* begin MATERIAL PROVIDED *

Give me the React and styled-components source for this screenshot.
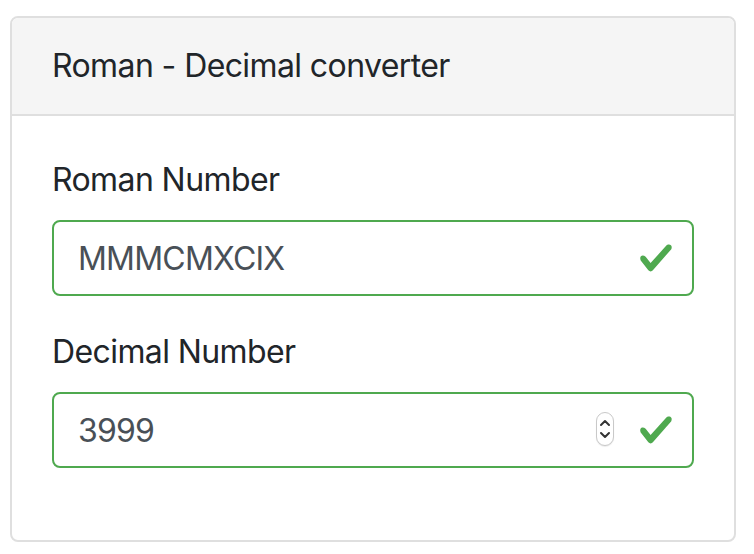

* end MATERIAL PROVIDED *
* begin MATERIAL PROVIDED *

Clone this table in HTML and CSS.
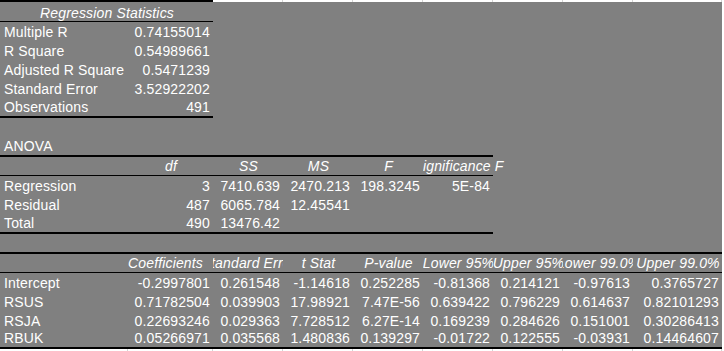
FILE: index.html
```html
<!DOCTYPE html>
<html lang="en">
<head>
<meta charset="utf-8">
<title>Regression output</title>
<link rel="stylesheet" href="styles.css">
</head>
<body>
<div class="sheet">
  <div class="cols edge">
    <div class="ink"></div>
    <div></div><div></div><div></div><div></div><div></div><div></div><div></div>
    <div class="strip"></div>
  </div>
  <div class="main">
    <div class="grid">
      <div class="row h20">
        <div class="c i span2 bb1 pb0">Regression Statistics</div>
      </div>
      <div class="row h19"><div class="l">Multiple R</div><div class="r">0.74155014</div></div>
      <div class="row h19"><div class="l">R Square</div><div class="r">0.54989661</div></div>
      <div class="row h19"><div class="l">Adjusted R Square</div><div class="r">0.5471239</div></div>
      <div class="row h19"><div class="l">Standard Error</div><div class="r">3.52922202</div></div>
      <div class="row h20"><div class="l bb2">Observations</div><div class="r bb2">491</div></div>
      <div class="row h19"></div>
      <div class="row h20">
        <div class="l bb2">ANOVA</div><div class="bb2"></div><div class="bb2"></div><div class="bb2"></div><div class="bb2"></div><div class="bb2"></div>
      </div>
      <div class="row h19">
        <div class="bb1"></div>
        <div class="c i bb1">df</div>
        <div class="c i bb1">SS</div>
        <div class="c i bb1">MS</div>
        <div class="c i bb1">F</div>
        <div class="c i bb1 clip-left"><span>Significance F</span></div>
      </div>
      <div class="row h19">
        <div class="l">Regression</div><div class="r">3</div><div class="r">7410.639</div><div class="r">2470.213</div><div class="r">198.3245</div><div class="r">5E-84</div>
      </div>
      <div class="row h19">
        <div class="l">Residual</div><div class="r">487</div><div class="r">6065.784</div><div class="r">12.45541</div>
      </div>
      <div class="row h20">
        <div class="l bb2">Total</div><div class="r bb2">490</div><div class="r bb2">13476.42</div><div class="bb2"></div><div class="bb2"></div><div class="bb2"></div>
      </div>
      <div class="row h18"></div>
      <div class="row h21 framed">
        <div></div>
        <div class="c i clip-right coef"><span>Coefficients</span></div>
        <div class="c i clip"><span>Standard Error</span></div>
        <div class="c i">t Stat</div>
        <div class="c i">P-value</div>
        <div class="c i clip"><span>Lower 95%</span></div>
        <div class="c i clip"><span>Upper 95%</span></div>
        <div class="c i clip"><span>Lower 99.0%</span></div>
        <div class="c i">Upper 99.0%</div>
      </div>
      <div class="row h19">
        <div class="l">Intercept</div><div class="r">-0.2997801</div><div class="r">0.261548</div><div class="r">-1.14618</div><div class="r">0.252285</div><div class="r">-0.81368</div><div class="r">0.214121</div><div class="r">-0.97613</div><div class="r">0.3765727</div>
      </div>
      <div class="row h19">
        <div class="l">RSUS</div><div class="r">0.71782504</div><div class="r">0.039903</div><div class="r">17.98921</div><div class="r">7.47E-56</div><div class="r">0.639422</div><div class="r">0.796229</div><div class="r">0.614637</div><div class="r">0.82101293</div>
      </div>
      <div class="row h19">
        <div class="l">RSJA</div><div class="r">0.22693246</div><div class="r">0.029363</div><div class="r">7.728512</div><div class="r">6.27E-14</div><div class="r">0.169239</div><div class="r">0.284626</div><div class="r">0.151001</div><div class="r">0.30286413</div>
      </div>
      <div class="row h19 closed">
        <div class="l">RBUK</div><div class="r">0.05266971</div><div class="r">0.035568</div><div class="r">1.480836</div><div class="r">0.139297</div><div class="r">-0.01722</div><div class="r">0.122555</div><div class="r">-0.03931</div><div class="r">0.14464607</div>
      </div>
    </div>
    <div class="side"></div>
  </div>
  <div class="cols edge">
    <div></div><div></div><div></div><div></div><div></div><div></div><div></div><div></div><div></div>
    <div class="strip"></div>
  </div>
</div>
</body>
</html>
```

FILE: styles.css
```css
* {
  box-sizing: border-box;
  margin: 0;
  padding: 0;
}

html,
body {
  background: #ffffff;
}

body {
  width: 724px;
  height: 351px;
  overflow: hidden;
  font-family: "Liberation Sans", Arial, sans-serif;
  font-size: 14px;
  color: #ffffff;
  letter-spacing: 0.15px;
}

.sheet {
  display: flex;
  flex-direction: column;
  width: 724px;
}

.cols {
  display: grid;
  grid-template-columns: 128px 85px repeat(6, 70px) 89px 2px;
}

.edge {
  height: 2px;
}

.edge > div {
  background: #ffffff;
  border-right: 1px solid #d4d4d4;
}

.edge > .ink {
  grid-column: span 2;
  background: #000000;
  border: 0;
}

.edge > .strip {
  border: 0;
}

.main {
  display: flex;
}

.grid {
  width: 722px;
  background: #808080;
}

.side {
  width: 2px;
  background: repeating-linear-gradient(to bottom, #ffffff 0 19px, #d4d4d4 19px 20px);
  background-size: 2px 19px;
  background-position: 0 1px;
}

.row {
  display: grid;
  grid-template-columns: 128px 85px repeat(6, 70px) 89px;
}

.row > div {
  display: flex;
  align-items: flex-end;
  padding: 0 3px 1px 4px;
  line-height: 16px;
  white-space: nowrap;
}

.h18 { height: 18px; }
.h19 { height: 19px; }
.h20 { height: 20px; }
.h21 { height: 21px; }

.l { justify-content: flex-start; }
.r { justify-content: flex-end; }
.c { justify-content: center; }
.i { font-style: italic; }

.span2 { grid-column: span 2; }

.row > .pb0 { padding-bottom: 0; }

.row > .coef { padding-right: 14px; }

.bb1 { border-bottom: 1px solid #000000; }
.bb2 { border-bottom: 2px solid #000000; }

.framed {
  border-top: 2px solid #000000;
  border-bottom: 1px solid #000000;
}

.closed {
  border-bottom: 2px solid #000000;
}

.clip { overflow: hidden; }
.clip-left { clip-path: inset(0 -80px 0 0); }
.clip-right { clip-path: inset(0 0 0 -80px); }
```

* end MATERIAL PROVIDED *
* begin MATERIAL PROVIDED *

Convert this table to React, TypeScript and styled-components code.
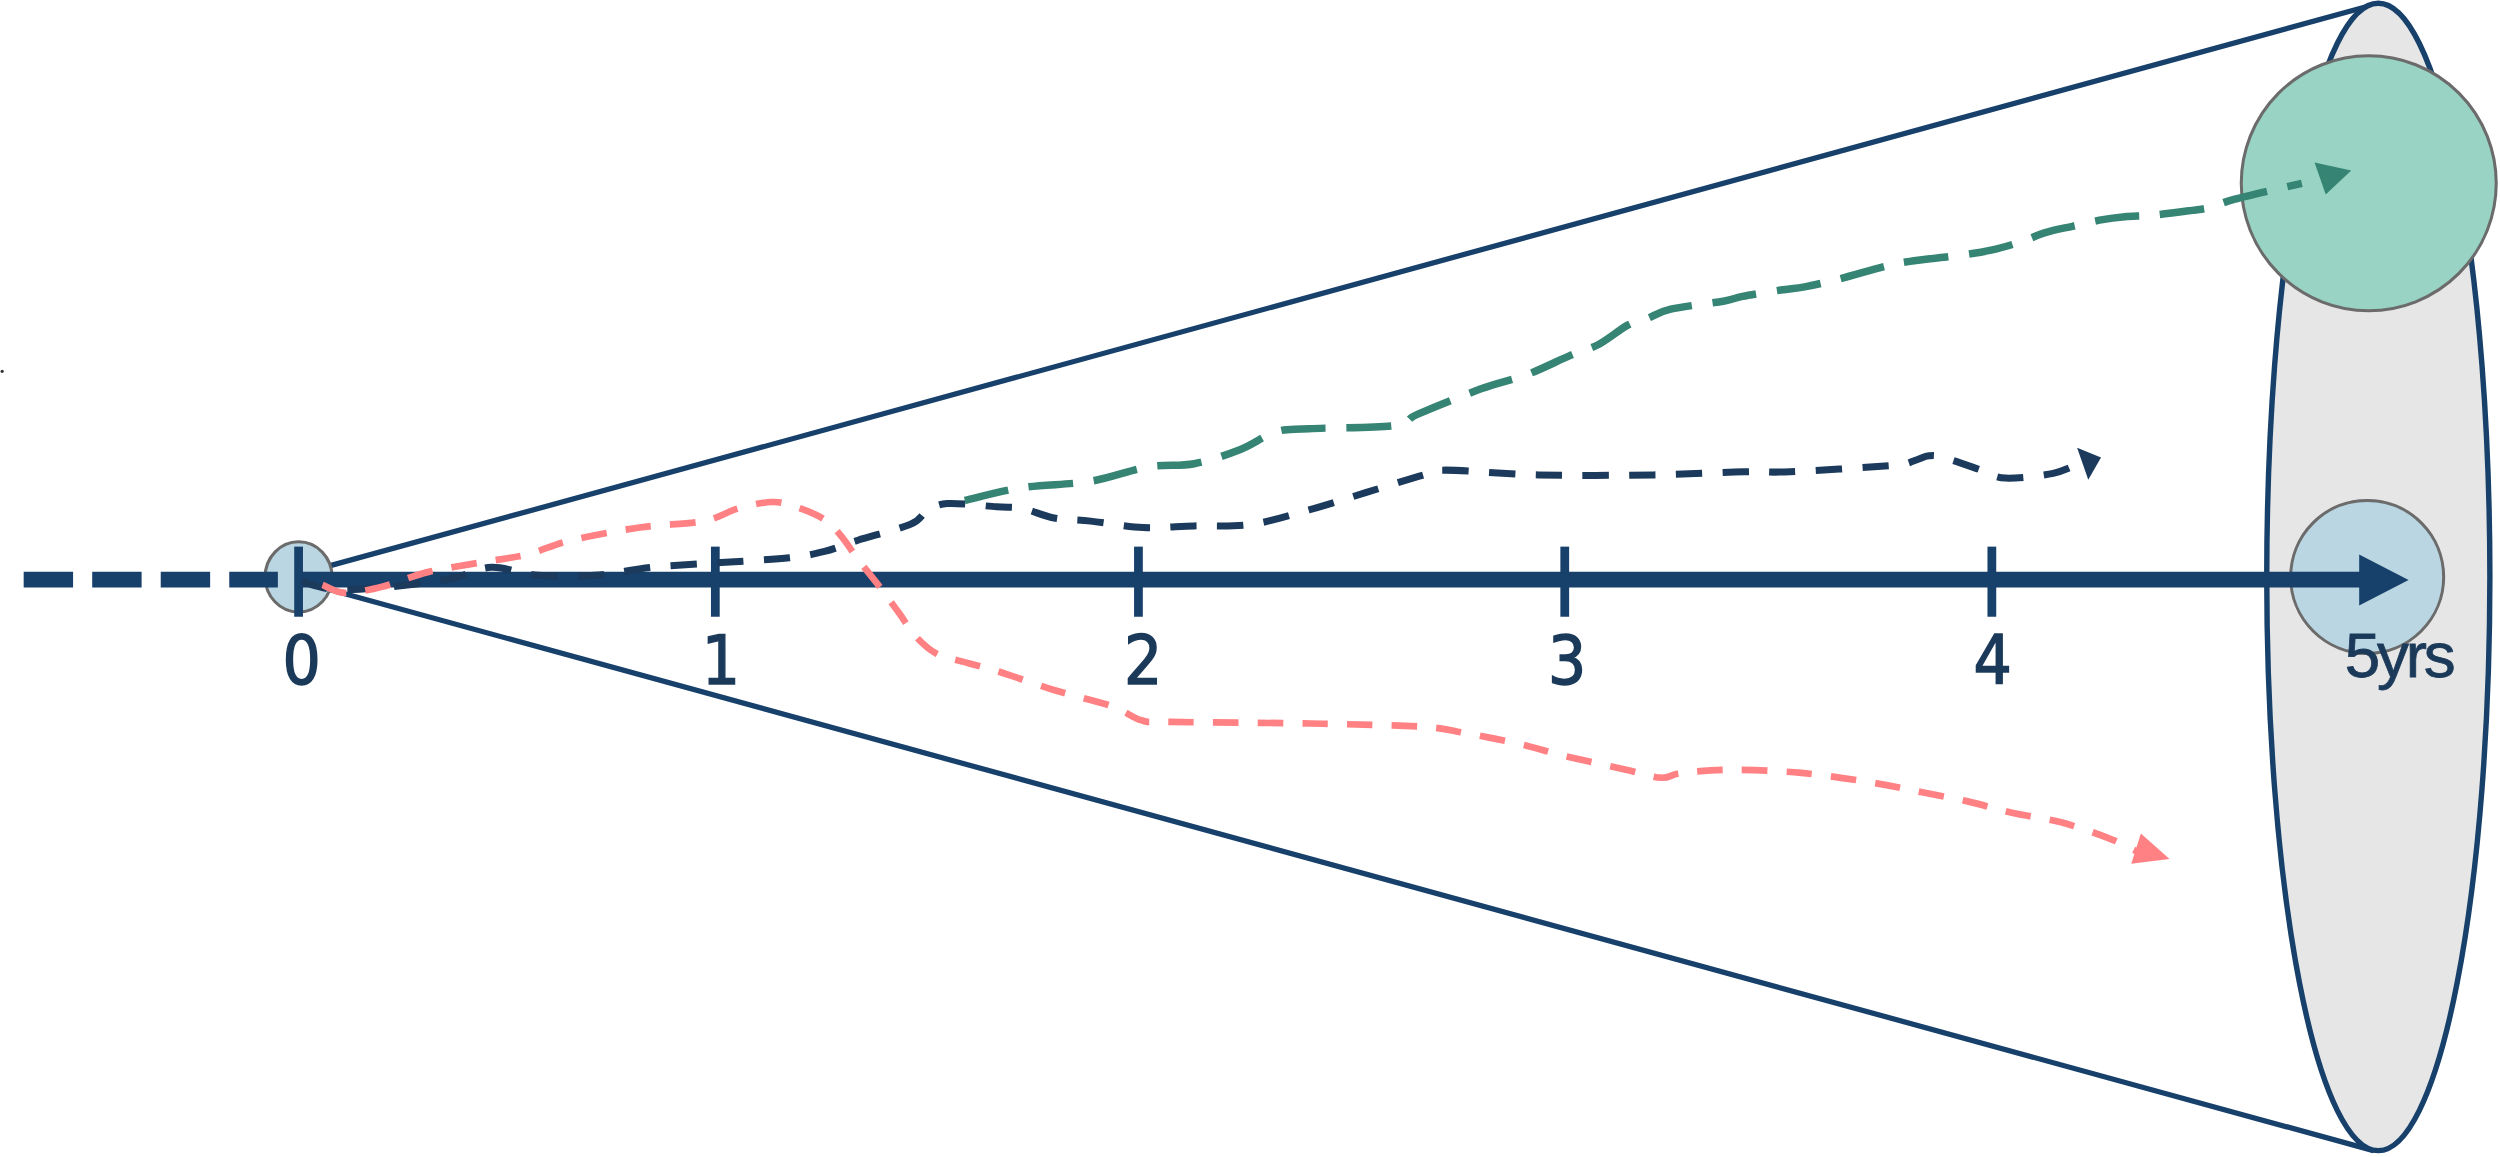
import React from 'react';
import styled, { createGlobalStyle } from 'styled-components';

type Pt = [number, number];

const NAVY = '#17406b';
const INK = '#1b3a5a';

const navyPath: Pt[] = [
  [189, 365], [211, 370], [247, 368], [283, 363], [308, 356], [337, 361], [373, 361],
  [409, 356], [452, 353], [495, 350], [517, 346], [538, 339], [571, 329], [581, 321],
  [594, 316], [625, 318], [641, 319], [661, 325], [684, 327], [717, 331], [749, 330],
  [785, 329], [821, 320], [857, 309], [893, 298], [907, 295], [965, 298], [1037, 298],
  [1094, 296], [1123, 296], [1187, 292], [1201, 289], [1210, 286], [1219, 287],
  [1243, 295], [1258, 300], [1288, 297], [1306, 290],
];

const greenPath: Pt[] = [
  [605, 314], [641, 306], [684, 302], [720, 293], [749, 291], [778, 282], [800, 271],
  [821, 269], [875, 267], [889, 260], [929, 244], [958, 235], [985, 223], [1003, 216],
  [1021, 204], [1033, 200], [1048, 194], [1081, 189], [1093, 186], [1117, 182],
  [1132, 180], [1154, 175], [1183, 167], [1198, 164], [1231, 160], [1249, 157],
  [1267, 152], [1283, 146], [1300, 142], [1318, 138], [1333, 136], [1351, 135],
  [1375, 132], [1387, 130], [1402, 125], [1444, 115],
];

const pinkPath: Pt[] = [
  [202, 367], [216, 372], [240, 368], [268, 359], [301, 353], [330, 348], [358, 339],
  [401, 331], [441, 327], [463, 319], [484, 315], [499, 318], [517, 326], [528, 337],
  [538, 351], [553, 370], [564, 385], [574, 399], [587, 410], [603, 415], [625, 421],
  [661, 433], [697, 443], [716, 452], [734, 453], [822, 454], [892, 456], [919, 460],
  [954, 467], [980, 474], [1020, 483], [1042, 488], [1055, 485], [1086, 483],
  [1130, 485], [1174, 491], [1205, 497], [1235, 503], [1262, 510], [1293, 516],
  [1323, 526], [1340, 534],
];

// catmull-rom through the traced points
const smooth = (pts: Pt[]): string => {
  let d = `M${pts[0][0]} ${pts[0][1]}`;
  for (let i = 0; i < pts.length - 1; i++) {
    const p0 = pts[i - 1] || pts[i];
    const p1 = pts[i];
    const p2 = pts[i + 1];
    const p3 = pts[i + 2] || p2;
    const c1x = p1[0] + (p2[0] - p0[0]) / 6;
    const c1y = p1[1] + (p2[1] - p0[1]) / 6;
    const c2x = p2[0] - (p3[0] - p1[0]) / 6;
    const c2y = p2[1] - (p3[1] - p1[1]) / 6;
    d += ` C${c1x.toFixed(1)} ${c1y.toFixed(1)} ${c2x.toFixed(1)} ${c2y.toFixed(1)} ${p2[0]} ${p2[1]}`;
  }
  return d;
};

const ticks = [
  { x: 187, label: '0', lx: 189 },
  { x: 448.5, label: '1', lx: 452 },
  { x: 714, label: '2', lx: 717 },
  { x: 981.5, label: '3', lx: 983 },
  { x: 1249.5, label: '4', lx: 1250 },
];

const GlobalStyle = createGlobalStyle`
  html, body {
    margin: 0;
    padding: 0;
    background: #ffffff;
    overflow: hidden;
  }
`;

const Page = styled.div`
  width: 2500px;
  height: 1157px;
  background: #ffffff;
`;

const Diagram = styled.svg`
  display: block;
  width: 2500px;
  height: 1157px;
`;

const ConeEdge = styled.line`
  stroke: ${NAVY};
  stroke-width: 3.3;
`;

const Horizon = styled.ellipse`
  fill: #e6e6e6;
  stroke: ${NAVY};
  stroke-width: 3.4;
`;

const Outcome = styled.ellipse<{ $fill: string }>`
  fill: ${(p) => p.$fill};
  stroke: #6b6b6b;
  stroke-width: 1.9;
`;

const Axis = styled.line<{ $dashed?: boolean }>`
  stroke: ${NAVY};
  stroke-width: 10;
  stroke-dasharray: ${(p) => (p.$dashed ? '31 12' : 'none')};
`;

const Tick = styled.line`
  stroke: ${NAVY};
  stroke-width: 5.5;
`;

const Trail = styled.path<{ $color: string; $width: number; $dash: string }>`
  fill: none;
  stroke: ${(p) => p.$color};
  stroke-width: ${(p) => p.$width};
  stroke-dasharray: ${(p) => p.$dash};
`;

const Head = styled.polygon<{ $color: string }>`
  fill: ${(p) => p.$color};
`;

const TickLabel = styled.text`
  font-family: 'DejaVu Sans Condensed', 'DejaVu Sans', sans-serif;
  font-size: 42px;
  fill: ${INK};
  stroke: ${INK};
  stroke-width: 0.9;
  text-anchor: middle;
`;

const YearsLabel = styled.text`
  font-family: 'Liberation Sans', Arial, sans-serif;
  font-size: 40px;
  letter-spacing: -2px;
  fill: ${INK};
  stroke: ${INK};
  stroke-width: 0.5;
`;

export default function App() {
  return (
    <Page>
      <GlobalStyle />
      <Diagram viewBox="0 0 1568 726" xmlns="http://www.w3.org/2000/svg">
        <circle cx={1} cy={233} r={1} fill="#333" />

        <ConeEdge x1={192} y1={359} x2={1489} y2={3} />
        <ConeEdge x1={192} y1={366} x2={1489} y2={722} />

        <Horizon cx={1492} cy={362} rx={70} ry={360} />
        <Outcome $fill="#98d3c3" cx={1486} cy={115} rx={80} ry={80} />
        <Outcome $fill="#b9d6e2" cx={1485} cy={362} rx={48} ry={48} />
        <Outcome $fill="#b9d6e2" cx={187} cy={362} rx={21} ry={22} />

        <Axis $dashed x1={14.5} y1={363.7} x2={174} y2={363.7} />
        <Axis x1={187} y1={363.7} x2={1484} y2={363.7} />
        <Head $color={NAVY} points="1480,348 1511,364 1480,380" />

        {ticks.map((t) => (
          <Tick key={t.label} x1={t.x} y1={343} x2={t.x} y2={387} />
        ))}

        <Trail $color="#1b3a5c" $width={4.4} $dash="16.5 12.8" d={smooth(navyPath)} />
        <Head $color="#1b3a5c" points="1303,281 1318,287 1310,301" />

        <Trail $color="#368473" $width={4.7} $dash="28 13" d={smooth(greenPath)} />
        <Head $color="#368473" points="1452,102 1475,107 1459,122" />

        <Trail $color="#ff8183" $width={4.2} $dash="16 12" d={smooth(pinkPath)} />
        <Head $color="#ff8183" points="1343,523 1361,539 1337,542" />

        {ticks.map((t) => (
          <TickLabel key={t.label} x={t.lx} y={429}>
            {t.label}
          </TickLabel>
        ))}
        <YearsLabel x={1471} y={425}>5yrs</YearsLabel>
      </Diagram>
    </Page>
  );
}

* end MATERIAL PROVIDED *

> TASK: Above are the records. Print exactly the lines from the one containing "Convert this table" to the one containing "const INK = '#1b3a5a';", both included, and nothing else; pictures are excluded.

> ANSWER FOR THIS EXERCISE:
Convert this table to React, TypeScript and styled-components code.
import React from 'react';
import styled, { createGlobalStyle } from 'styled-components';

type Pt = [number, number];

const NAVY = '#17406b';
const INK = '#1b3a5a';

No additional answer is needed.